Gameplay. The broad strokes of the two games are nearly identical. You explore a interlinked world where levels fold back on each other. Monsters and death abounds. You fight through and die. And die. And die again. Eventually you may reach continue points (bonefires/lamps) or open up shortcuts that allow you to circumvent areas already explored. Item collection is persistent across death but experience (souls/blood) is lost on death, with a single chance at reclaiming it by fighting through to wherever you lost it. Souls/blood both serve has currency for leveling and item purchase. Weapons can be upgraded and fit with stones/gems.

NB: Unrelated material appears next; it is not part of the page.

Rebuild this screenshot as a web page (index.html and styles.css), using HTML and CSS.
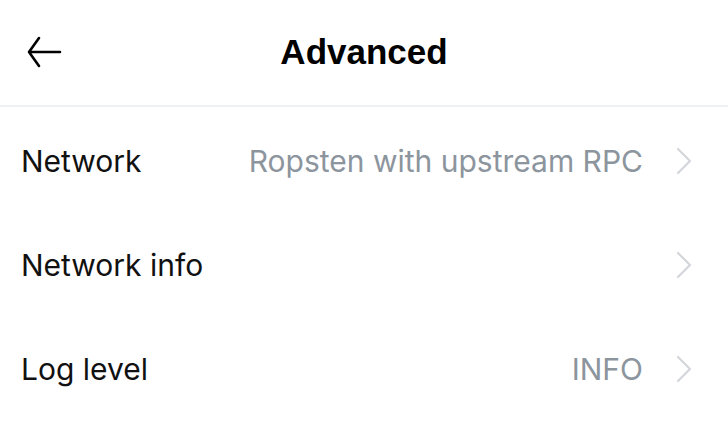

Story. Both games offer minimal and extremely mysterious story. Yet BB actually has boss intro scenes, substantially more cinematics, and even a few vignettes with multiple characters talking. That’s not to say that this fleshes out a single character, or offers even the slightest clarity as to their motivations, just that you see them introduced and they therefore have more “personality.” Definitely I liked this in BB. And the weirdness all fit together more weirdly, lending to a sense of more odd and mysterious goings on. Yet DS3‘s plot is even “grander” and more unknowable. Perhaps mostly because nothing makes any sense at all. Listen to the above intro trailer to get a taste. That’s not to say that lines like “The fire fades. And the Lords go without thrones” or “And so it is that ash seeketh embers” don’t give me goosebumps — no, I love them — but they don’t exactly make a lot of sense. Except perhaps if you have eyes growing inside your skull. Anyway, slight nod to BB for “plot” and “character” — if you can call it that.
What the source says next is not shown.